Lately, things have been a little more stressed than normal. I feel the whole world is winding up like a clock spring as the collectives stress is going up up up and away. Maybe it's all in my head, but I seriously doubt it. One look at the news confirms that this isn't something that is all in my head.
I was working late this weekend when I met a sweet woman who is a security guard. She took me by surprise really, as I spend so much time alone in my work that I find I sometimes forget my voice. I know that sounds strange, but believe me, not as strange as it feels to have someone talk to you and find yourself waiting for your brain to “boot” the language program (LOL!) I found myself thinking, about her and wondering what a nice young lady such as that was doing spending her time working alone on a weekend. Then I imagined her significant other or her children who must be depending on her. I do my best to ignore my own sense of isolation working alone and late at night, but somehow it hurt me seeing hers. It started me thinking and between some of the conversations I've been having on line and off I have come to get an interesting picture of how we can all become trapped in our perceptions of the world. I have discovered that my own perceptions of the world have been both accurate and skewed.
I have never been a big crowds kind of person and I am completely fascinated by how human beings all come together to do the Saturday night party thing with the disco lights and mass numbers of people all together and so forth. I guess that's where the animal side of me comes forth and is more dominant. As much as I would enjoy being a part of that experience, it's all just too noisy, too much commotion, too much...._______ whatever. I have struggled for years to overcome what I thought was shyness or a social anxiety disorder. Suddenly it occurs to me that maybe, it's nothing of the sort. Maybe I just don't LIKE all that racket. (shrug) But I'm drifting off topic here.
The point is, that having always been on the outside of things in this particular issue, I had formed opinions on what it was that I was missing. I had developed opinions about what those experiences were all about and then found reasons as to why I didn't want to participate in those activities. But something changed in me last night. Celestial or attitudinal I cannot say, but somehow I was granted a peek into another universe. Somehow it all started from seeing this woman.
It was very strange. Everything from the radio station I normally listen to during work hours playing a whole other sound to the clubs I heard booming down the lake with the sounds of their gleeful celebratory thumping. I felt like I was walking through territory so unfamiliar as to just as likely have been walking on the moon. Then I began to think about how everyone is so stressed out now-days.
It seems like the pressure on us to relax and enjoy ourselves when the time finally comes around at the end of the week for us to do so is building to the point where even the act of doing so has become stressful. The result is a human population who is almost FRANTIC in their desire to get some relief during the downtime. (all the while keeping an eye on that clock ever conscious of it's steady tick-tock towards the end of the rest period.)

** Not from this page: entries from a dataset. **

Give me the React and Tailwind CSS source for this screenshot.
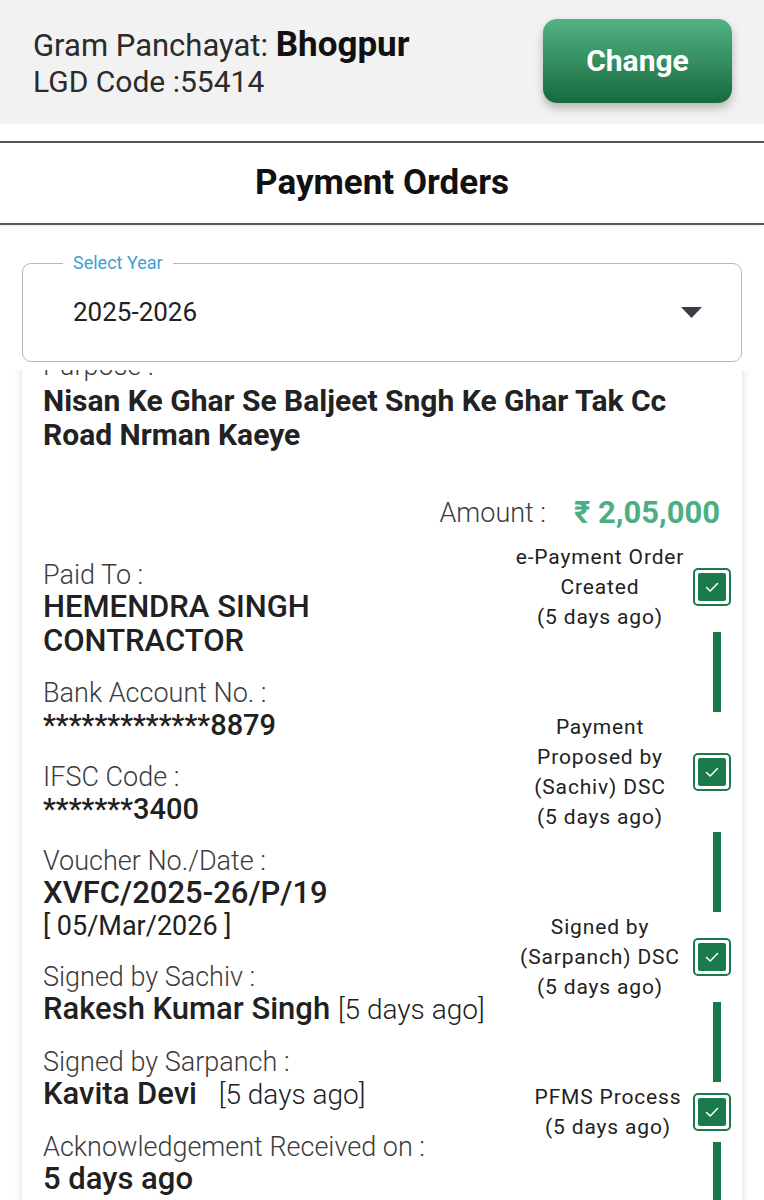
import React from 'react';

const steps = [
  { lines: ['e-Payment Order', 'Created', '(5 days ago)'], shift: '' },
  { lines: ['Payment', 'Proposed by', '(Sachiv) DSC', '(5 days ago)'], shift: '' },
  { lines: ['Signed by', '(Sarpanch) DSC', '(5 days ago)'], shift: '' },
  { lines: ['PFMS Process', '(5 days ago)'], shift: 'pl-4' },
];

function CheckBox() {
  return (
    <div className="w-[38px] h-[38px] shrink-0 rounded-[5px] border-[2.5px] border-[#1a7a4c] bg-white flex items-center justify-center">
      <div className="w-[28px] h-[28px] rounded-[2px] bg-[#1a7a4c] flex items-center justify-center">
        <svg width="18" height="18" viewBox="0 0 18 18" fill="none">
          <path d="M3.5 9.5 L7.2 13 L14.5 5.5" stroke="white" strokeWidth="1.5" strokeLinecap="round" strokeLinejoin="round" />
        </svg>
      </div>
    </div>
  );
}

function Field({ label, children }) {
  return (
    <div className="mt-5 first:mt-0">
      <div className="text-[27px] leading-[30px] font-light text-[#3c3c3c]">{label}</div>
      {children}
    </div>
  );
}

export default function App() {
  return (
    <div className="w-[764px] h-[1200px] overflow-hidden bg-white text-[#212121]" style={{ fontFamily: 'Roboto, "Liberation Sans", sans-serif' }}>
      {/* header */}
      <div className="h-[124px] bg-[#f2f2f2] flex items-center justify-between pl-[33px] pr-[32px]">
        <div className="text-[31px] leading-[36px] text-[#2b2b2b] pt-[2px]">
          <div>Gram Panchayat: <span className="text-[35px] font-bold text-[#111]">Bhogpur</span></div>
          <div className="text-[30px]">LGD Code :55414</div>
        </div>
        <button className="w-[189px] h-[84px] -mt-[3px] rounded-[14px] bg-gradient-to-b from-[#52b484] to-[#156a3d] text-white text-[30px] font-bold shadow-[0_5px_10px_rgba(0,0,0,0.25)]">
          Change
        </button>
      </div>

      {/* title */}
      <div className="mt-[17px] h-[84px] border-y-2 border-[#555] flex items-center justify-center shadow-[0_2px_3px_rgba(0,0,0,0.06)]">
        <h1 className="text-[35px] font-bold text-[#111]">Payment Orders</h1>
      </div>

      {/* year select */}
      <div className="relative mx-[22px] mt-[38px] h-[99px] rounded-[9px] border-[1.5px] border-[#b8b8b8] flex items-center justify-between pl-[50px] pr-[39px]">
        <span className="absolute -top-[13px] left-[40px] bg-white px-[10px] text-[18px] leading-[24px] text-[#3d9fd3]">Select Year</span>
        <span className="text-[26px] text-[#222]">2025-2026</span>
        <svg width="21" height="11" viewBox="0 0 21 11">
          <path d="M0 0 H21 L10.5 11 Z" fill="#3c3c46" />
        </svg>
      </div>

      {/* scrolling card */}
      <div className="mt-[8px] h-[830px] overflow-hidden px-[22px]">
        <div className="bg-white shadow-[0_0_8px_rgba(0,0,0,0.14)] pl-[21px] pr-[11px] pb-10">
          <div className="-mt-[19px] text-[27px] leading-[30px] font-light text-[#3c3c3c]">Purpose :</div>
          <div className="mt-[3px] text-[30px] leading-[34px] font-bold text-[#222]">
            Nisan Ke Ghar Se Baljeet Sngh Ke Ghar Tak Cc Road Nrman Kaeye
          </div>

          <div className="mt-[43px] pr-[11px] flex items-center justify-end h-[36px]">
            <span className="text-[27px] font-light text-[#3c3c3c]">Amount :</span>
            <span className="ml-[28px] text-[31px] font-bold text-[#4caf83]">₹ 2,05,000</span>
          </div>

          <div className="mt-[11px] flex items-start justify-between">
            <div className="pt-[18px]">
              <Field label="Paid To :">
                <div className="text-[31px] leading-[34px] font-medium">HEMENDRA SINGH<br />CONTRACTOR</div>
              </Field>
              <Field label="Bank Account No. :">
                <div className="text-[29px] leading-[34px] font-medium">*************8879</div>
              </Field>
              <Field label="IFSC Code :">
                <div className="text-[29px] leading-[34px] font-medium">*******3400</div>
              </Field>
              <Field label="Voucher No./Date :">
                <div className="text-[31px] leading-[34px] font-medium">XVFC/2025-26/P/19</div>
                <div className="text-[27px] leading-[32px]">[ 05/Mar/2026 ]</div>
              </Field>
              <Field label="Signed by Sachiv :">
                <div className="text-[31px] leading-[34px] font-medium">
                  Rakesh Kumar Singh <span className="text-[28px] font-light">[5 days ago]</span>
                </div>
              </Field>
              <Field label="Signed by Sarpanch :">
                <div className="text-[31px] leading-[34px] font-medium">
                  Kavita Devi <span className="ml-[14px] text-[28px] font-light">[5 days ago]</span>
                </div>
              </Field>
              <Field label="Acknowledgement Received on :">
                <div className="text-[31px] leading-[34px] font-medium">5 days ago</div>
              </Field>
            </div>

            <div className="flex flex-col">
              {steps.map((s, i) => (
                <div key={i}>
                  <div className="flex items-center">
                    <div className={`w-[178px] text-center text-[21px] leading-[30px] tracking-[0.04em] text-[#222] ${s.shift}`}>
                      {s.lines.map((l) => (
                        <div key={l}>{l}</div>
                      ))}
                    </div>
                    <div className="ml-[4px]">
                      <CheckBox />
                    </div>
                  </div>
                  <div className="flex justify-end pr-[10px]">
                    <div className="w-2 h-[80px] bg-[#17784a]" />
                  </div>
                </div>
              ))}
            </div>
          </div>
        </div>
      </div>
    </div>
  );
}
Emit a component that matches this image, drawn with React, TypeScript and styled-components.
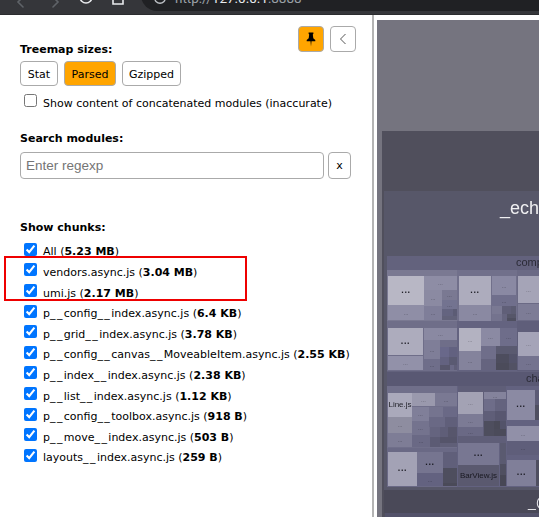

Folks. We just REALLY need to chill the hell OUT. This isn't right. We shouldn't GET this wound up, and if we are, what does that say about our way of life? So we don't make the profit we were hoping for....who cares? Humanity needs to apply the brakes here or we are all going to run off of the proverbial road. Maybe we have already.
So the next thing to happen is that today I lay down for a nap, and I have this incredible dream. I dream I am under the supervision of someone who is watching over me. Someone who, at a moments notice pulled me up from out of my regular world and put me into a new one. I awoke in a new space, which was so drastically different from where I live as to be in another alien landscape. My benefactor had somehow while I was passed out fixed both my eyes and my teeth. The familiar pain that I live with daily was miraculously gone, leaving me so disoriented as to make me want to walk closely to walls and hold on to items when I moved. Somehow, I was being given a second chance to live a different life. One where I didn't have to worry about money. Health care. Security. One without pain or fear. One where I could just be myself without fear of being judged or limited. One where the people in the world celebrated me for being who and what I am. In short, A world without pain. At this point I began to panic, (obviously, because a world without pain in my knowledge pretty much means that I was dead or dying, and every instinct I had was to fight this) and I awoke in a sweat. (and promptly spit out another piece of one of my teeth. I must have ground my teeth in my sleep from the anxiety). I would lament this to a great degree except that the constant setbacks and disappointments in my life have become so commonplace as to no longer illicit any overt reaction from me. I'm alive and functioning and that is what counts. But the dream haunts me, and the feelings it evoked in me are unlikely to fade like the dream has.